What fascinates me the most is the insight that gold is currently undergoing a fundamental shift in its role. While investors have long relied on long-term bonds as a hedge against stock market risks, a clear trend is now emerging: gold is increasingly favored as a structural hedging instrument. This is a paradigm shift that should not be underestimated.
The math behind this is relatively straightforward: if global private investors increase their gold allocation from the current nearly 2.6% to 4.6% of their asset allocation, then the gold price would need to rise by about 110% to meet this additional demand. This explains JPMorgan’s gold price forecast for 2028 quite well. What’s particularly interesting is that investors currently hold about 48% in stocks but only 2.6% in gold. This imbalance could shift dramatically.

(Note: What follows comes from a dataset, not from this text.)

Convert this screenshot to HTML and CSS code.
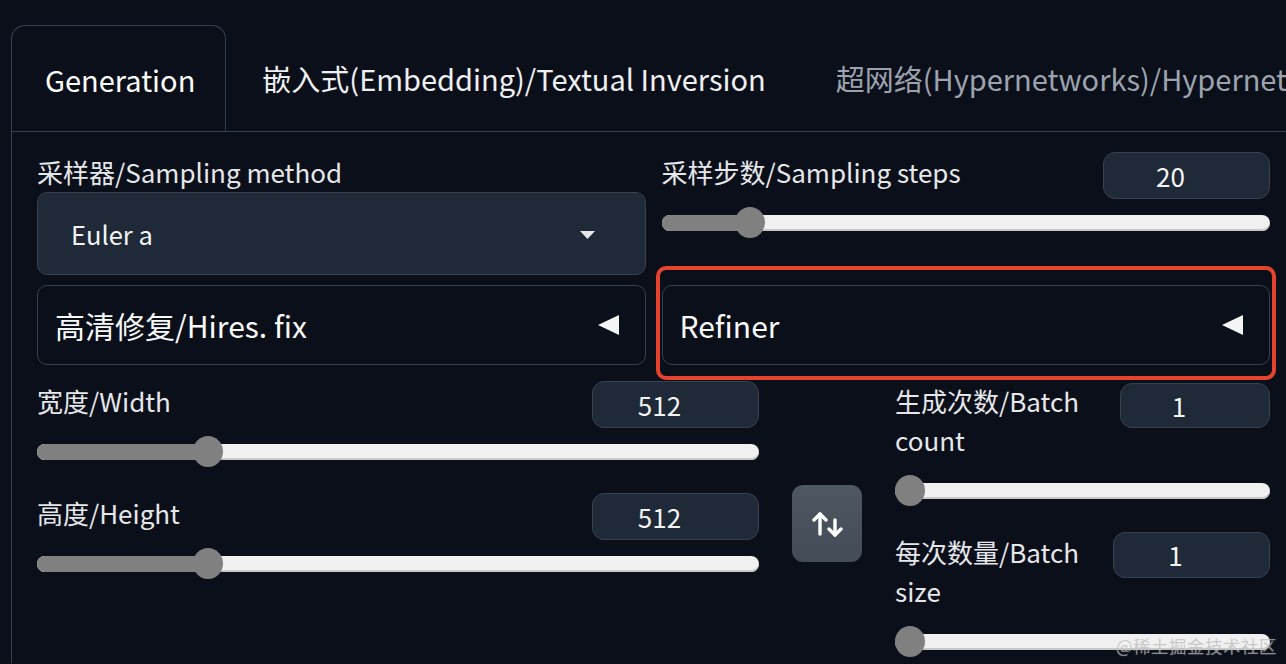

A fascinating phenomenon this year: investors are increasing both stocks and gold simultaneously – a complete contrast to 2023 and 2024, when massive money flowed into bonds. The reason is clear: the strategy of using bonds as a hedge against stocks failed after the tariff shock day, when stocks and bonds both plummeted. Since then, investors have been searching for alternatives, and gold is coming into focus.
The macroeconomic context supports this development: geopolitical uncertainties, inflation concerns, and fears of currency devaluation due to massive government deficits – all point to higher gold prices. JPMorgan draws an interesting historical comparison to the 70s and 80s but emphasizes that today’s situation is different. Back then, investors bought gold out of fear of currency devaluation; today, it’s a structural hedging strategy against stock risks.
Of course, one must stay realistic: the gold price forecast for 2028 is not a guaranteed scenario but is based on the assumption that investor behavior in asset allocation will indeed change structurally. The actual development depends on many factors – Fed policies, macroeconomic trends, dollar movements. Despite a recent correction in gold, I see no panic selling, which suggests that many investors remain bullish in the long term.
Overall, the JPMorgan analysis shows a profound shift in global asset allocation. Whether the gold price forecast for 2028 will materialize remains to be seen – but the underlying logic is quite convincing. Those interested in such market movements should keep an eye on the relevant indicators.